Вернемся, однако, к "Полтаве". В предисловии, предпосланным Пушкиным первому изданию поэмы (1829 г. ) он делает выпад против Рылеева, не называя его по имени: ""Некоторые хотели сделать из него (Мазепы) героя свободы, нового Богдана Хмельницкого", (имелась ввиду поэма Рылеева "Войнаровский"). Пушкина же считает Мазепу бунтовщиком и предателем.

Для Пушкина в это время конфликт Петр I — Мазепа (или стрельцы), т.е. между империей и ее противниками, это столкновение абсолютного добра с абсолютным же злом. Приблизительно так же оценивал он и восстание декабристов. И если для молодых участников движения он устами Гринева находит некоторое оправдание, то старших определенно характеризует "жестокосердными" (в поэме жестокость Мазепы подчеркивается не раз).

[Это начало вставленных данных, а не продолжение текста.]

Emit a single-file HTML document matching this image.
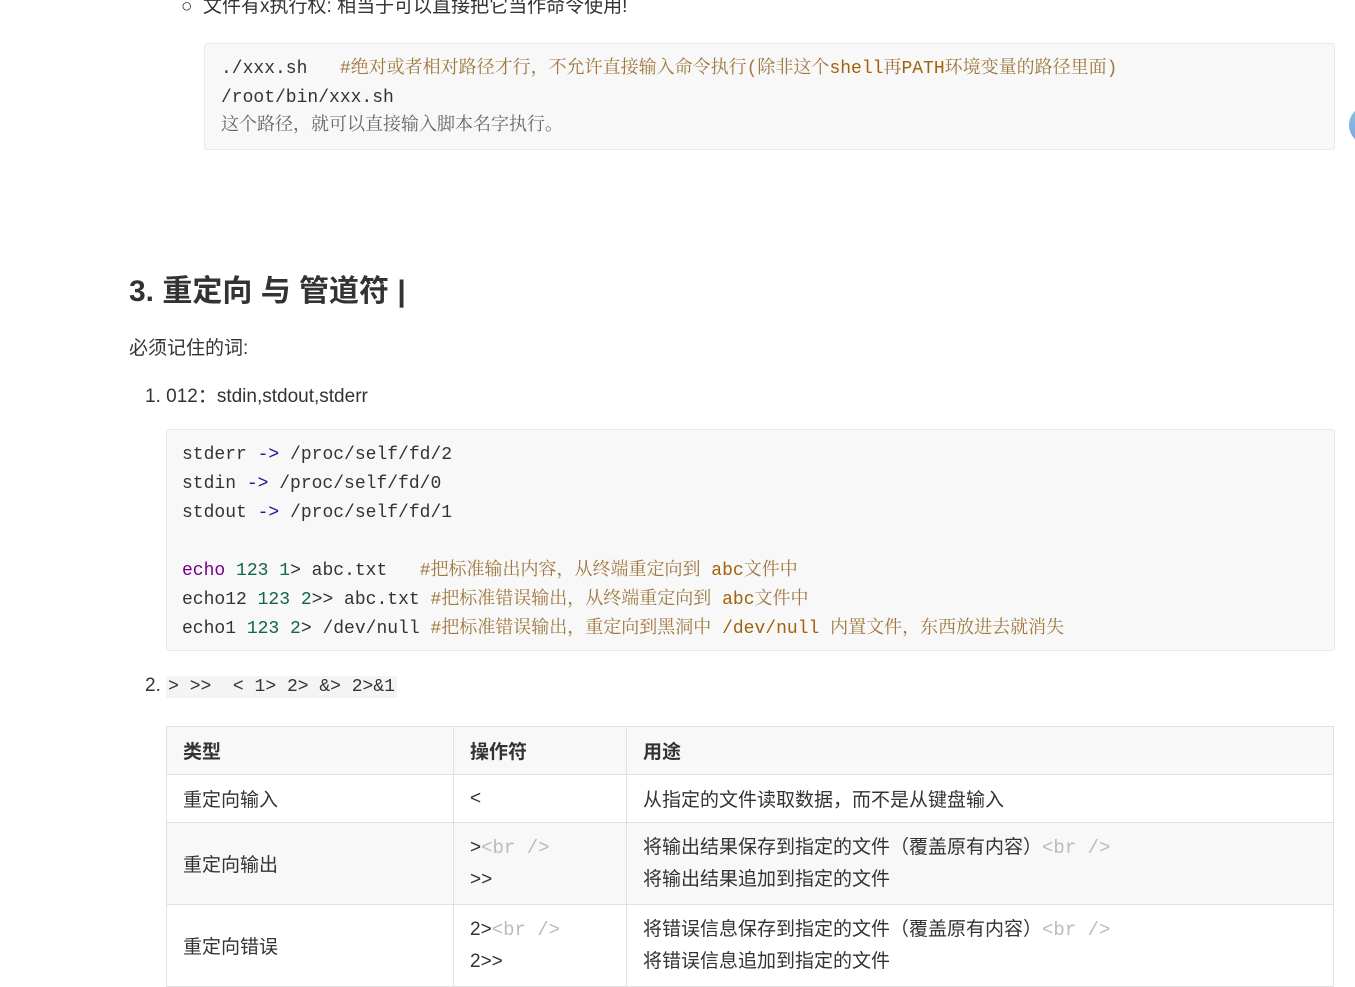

А тот факт, что над рукописями "Полтавы" Пушкин все время вспоминал своих прежних товарищей, подтверждается несколькими рисунками повешенных на страницах его черновиков . Мало того, фигуры висельников в казацких жупанах сменяются виселицами с пятью казненными.

В примечаниях автор сообщает, что истинное имя героини — Матрена он заменил на Марию , что, очевидно, не случайно (в "Онегине" он не постеснялся простонародной Татьяны) .

Мария Волконская (дочь героя 12 года Н. Н. Раевского, оставшегося верным престолу и осуждавшего декабристов вообще и своего зятя в частности) вышла замуж 18-и лет за Сергея Волконского, который был вдвое старше ее. К моменту восстания ему было 37 лет.

Как видим некоторое сходство между линией — Матрена Кочубей — Мазепа и судьбой Марии и Сергея Волконских существует.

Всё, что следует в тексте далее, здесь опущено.